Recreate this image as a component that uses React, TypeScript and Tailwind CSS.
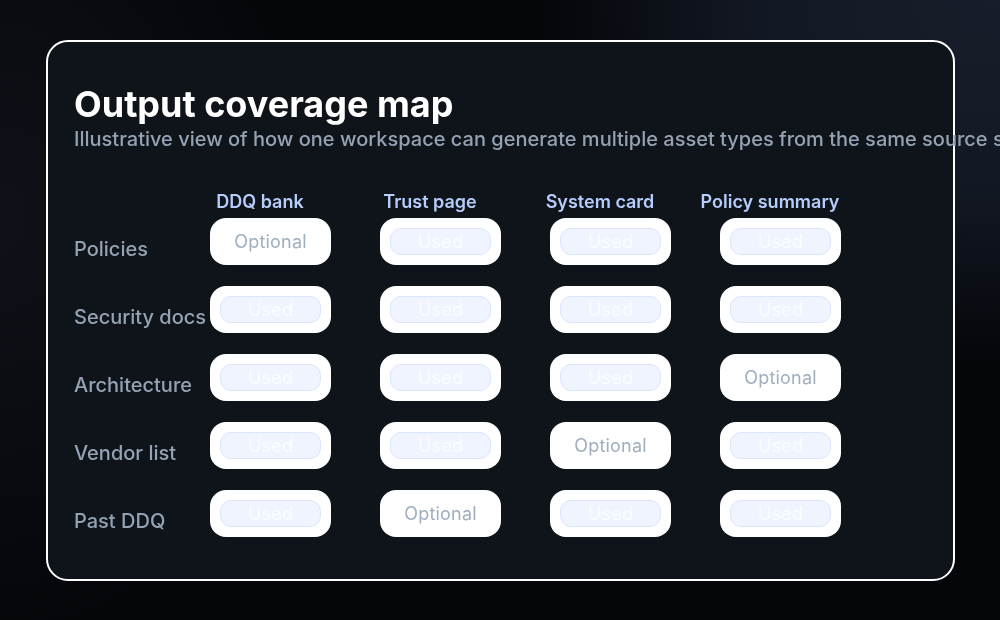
const columns = ["DDQ bank", "Trust page", "System card", "Policy summary"];

const rows = [
  { label: "Policies", cells: [false, true, true, true] },
  { label: "Security docs", cells: [true, true, true, true] },
  { label: "Architecture", cells: [true, true, true, false] },
  { label: "Vendor list", cells: [true, true, false, true] },
  { label: "Past DDQ", cells: [true, false, true, true] },
];

const Cell = ({ used }: { used: boolean }) => {
  return (
    <div className="mr-[49px] flex h-[47px] w-[121px] items-center justify-center rounded-[16px] bg-white">
      {used ? (
        <span className="flex h-[27px] w-[101px] items-center justify-center rounded-[11px] border border-[#dbe6fe] bg-[#eff4ff] text-[18px] tracking-[0.2px] text-[#fbfcff]">
          Used
        </span>
      ) : (
        <span className="text-[18px] tracking-[0.2px] text-[#a0aebf]">Optional</span>
      )}
    </div>
  );
};

export default function App() {
  return (
    <div className="h-[620px] w-[1000px] overflow-hidden bg-[#05060a] bg-[radial-gradient(ellipse_460px_360px_at_100%_0%,#171d2a_0%,#131924_50%,transparent_100%),radial-gradient(ellipse_300px_420px_at_0%_35%,#0e1218_0%,transparent_100%)] px-[46px] pt-[40px] font-['Inter',sans-serif]">
      <div className="h-[541px] w-[909px] rounded-[22px] border-2 border-white bg-[#0f141b] px-[26px] pt-[40px] will-change-transform">
        <h1 className="text-[36px] leading-[44px] font-bold text-white">Output coverage map</h1>
        <p className="mt-[1px] text-[20px] leading-[24px] font-medium whitespace-nowrap text-[#94a3b4]">
          Illustrative view of how one workspace can generate multiple asset types from the same source set.
        </p>
        <div className="mt-[39px] flex pl-[126px]">
          {columns.map((name) => (
            <div key={name} className="mr-[50px] flex w-[120px] justify-center text-[18px] leading-[24px] font-semibold whitespace-nowrap text-[#b6ccfa]">
              {name}
            </div>
          ))}
        </div>
        <div className="mt-[4px] flex flex-col gap-[21px]">
          {rows.map((row) => (
            <div key={row.label} className="flex">
              <div className="w-[136px] pt-[17px] text-[20px] leading-[28px] font-medium whitespace-nowrap text-[#94a3b4]">
                {row.label}
              </div>
              {row.cells.map((used, i) => (
                <Cell key={i} used={used} />
              ))}
            </div>
          ))}
        </div>
      </div>
    </div>
  );
}
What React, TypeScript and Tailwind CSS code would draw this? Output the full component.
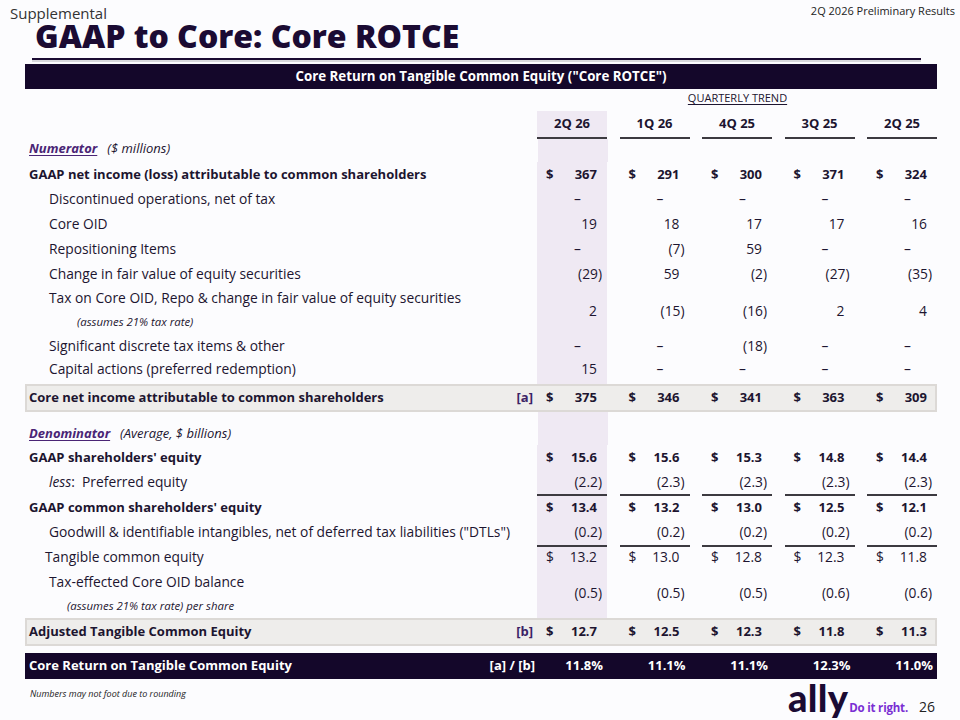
• • •
Look through the data and gather every line with the string "React" in it.

**EXERCISE RESPONSE:**
Recreate this image as a component that uses React, TypeScript and Tailwind CSS.
What React, TypeScript and Tailwind CSS code would draw this? Output the full component.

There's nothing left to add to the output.